Nov 4, 2020
These new "Alita: Battle Angel" breakdowns explore the movie's cutting-edge animation and VFX
With Alita: Battle Angel back in U.S. cinemas, Weta Digital has marked the re-release by releasing five short breakdowns of its animation and vfx.
The sci-fi feature is a brilliant technical achievement - that's one thing the otherwise mixed reviews agreed on when the film, which is directed by Robert Rodriguez and co-produced by James Cameron, came out last year. Its greatest innovation is its extensive use of motion capture to create the cg-animated title character, an amnesiac cyborg adrift in the dystopian Iron City, around Rosa Salazar's performance.

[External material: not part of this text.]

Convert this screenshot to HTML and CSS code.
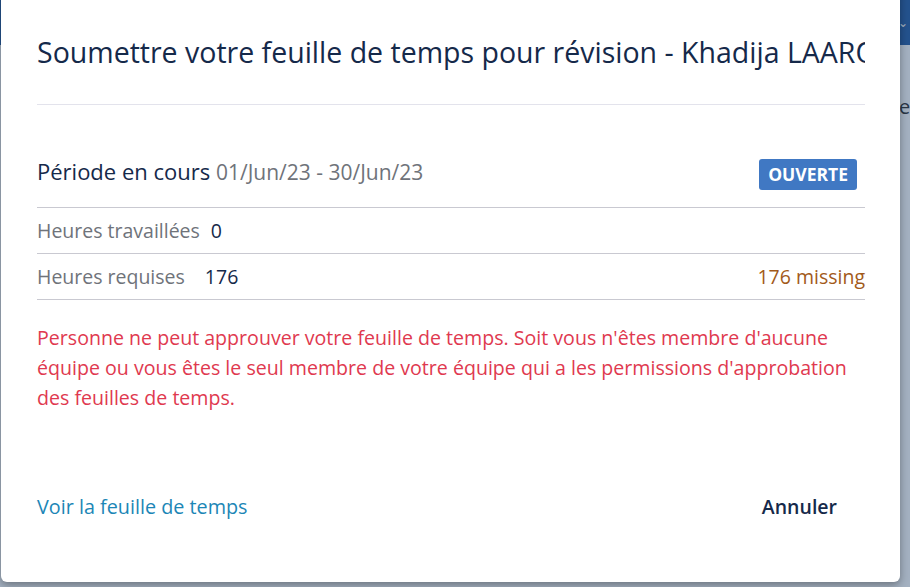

Weta led the animation and vfx (with DNEG and Framestore also involved). The studio's breakdowns focus respectively on cinematography, compositing, the Iron City, and Alita herself, with the fifth serving as a kind of summary. Watch them all below.
Although short, the videos are detailed and informative. We learn how the compositors finessed the moments of subtle physical contact between human actors and digital characters, and how the animators drew inspiration from the source manga, Yukito Kishiro's Gunnm, when posing.
We see that Iron City, far from being a wholly digital creation, is in fact an extension of a vast backlot in Texas. The environment's warm colors were modeled on Havana, Cuba, so as to avoid “a stereotypical dystopian gray.” Most interestingly, we're shown some of the process of modeling the intricate photoreal character at the center of the film. The work on Alita is the high-water mark of performance capture - at least until Cameron's Avatar 2 comes out.